Hay una cuenta de Instagram que se llama un-saludo-a-todos (sí, escrito así), que recoge hechos de la vida cotidiana y los ridiculiza con un "un saludo" final. Por ejemplo: “a los que llevan jerséis navideños... un saludo”. O “a los que comen mandarinas en el trabajo... un saludo”. O “a los que dicen amore... un saludo”. Podéis entrar y escoger vuestra preferida. La última, colgada ayer, dice “a los que ponen la chimenea virtual... un saludo”. Pues sí. Estos días de teletrabajo, por ejemplo, tomo el café en un bar donde hay una tele con una chimenea. Y la miro con curiosidad como si fuera un homo erectus, antes de conectar, por RDSI, con Jordi Basté, que está a 30 kilómetros de distancia, o de hacer una reunión vía Zoom con alguien que está a 600 kilómetros.

Vamos perdiendo ese placer ancestral que consiste en sentarse frente al fuego e ir mirando las llamas hipnóticamente. Y nos alejamos de lo que somos en realidad

Después de la videollamada, lo que faltaba para el duro era la videocalefacción. Me encantan las chimeneas de verdad, las que tienen pavimento de piedra y en las que casi te puedes meter dentro. Ahora que hablamos tanto de burbujas familiares, la chimenea era el centro de la vida hogareña. Es el dominio del fuego lo que nos ha llevado hasta aquí como especie humana, no la vitrocerámica. Una vida familiar alrededor del fuego que aún es posible, porque quedan casa de payés, pero que está en peligro de extinción por mucho que ahora se diga que la pandemia y el teletrabajo comportarán un éxodo hacia los pueblos. Básicamente porque en las masías abren restaurantes. O acaban siendo de ricos con mal gusto. O terminan en ruinas. En Matadepera, por ejemplo, la masía de Can Robert, bajo el Cingle dels Cavalls, punto de partida para subir a la Mola, se cae a trozos. En ella vivió unos meses el poeta Joan Salvat-Papasseit para tratar de recuperarse de la tuberculosis (de la que murió, como Orwell, Kafka o Chéjov), con el apoyo del empresario egarense Emili Badiella, a quien le dedicó el poema Nadal, tal vez inspirado en aquella casa, como tal vez lo está el poema La casa que vull, versionado por Lluís Llach. Luego rodaron el spaghetti western Prima ti perdono ... poi t'ammazzo. Pero esta es otra historia. El caso es que la casa se cae a pedazos y el rastro de Papasseit se perderá como lágrimas en la lluvia, pero ¿a quién le importa? Y no, no era necesario tener una masía para tener chimenea. Había en todas las casas. Seguro que en Cal Macià también, una de las más antiguas y con historia del pueblo, ahora arrasada, como muchas otras casas del casco antiguo. Los que hagan el éxodo de la ciudad al idílico mundo rural encontrarán pueblos formados por pisos y a las masías irán a cenar, porque todas serán restaurantes. Y si, ya sé que un piso puede tener chimenea. Pero no la encenderán porque ensucia y tampoco sé si Greta Thunberg lo encuentra sostenible. Y vamos perdiendo ese placer ancestral que consiste en sentarse frente al fuego e ir mirando las llamas hipnóticamente. Y nos alejamos de lo que somos en realidad.

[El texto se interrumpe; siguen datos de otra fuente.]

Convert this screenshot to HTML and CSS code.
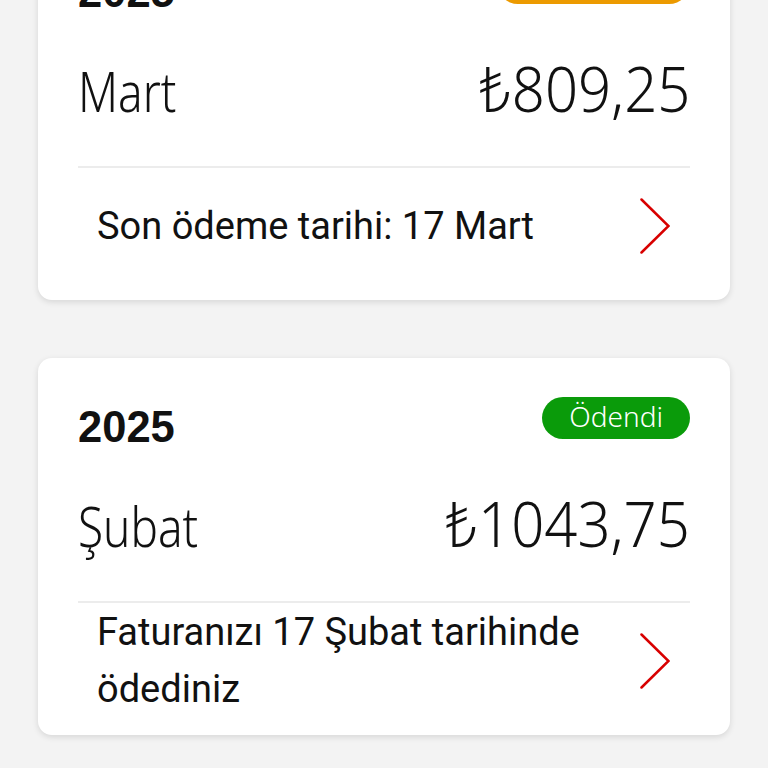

Y mira que nos iría bien una chimenea ahora, porque, vista la evolución de la pandemia, y como aquí, sólo hay que ver el tráfico, ya no teletrabaja ni Dios (bueno, Dios siempre ha teletrabajado, pero no necesita Zoom ), lo volverán a cerrar todo y por Navidad, cada oveja a su corral. Pero no se preocupen, nos miraremos la videocalefacción y iremos empeorando la vista. Como quien firma. Que antes del confinamiento se podía mirar la pantalla del ordenador donde junta estas letras sin gafas. Ahora ya no. Pero tal vez también sea la edad.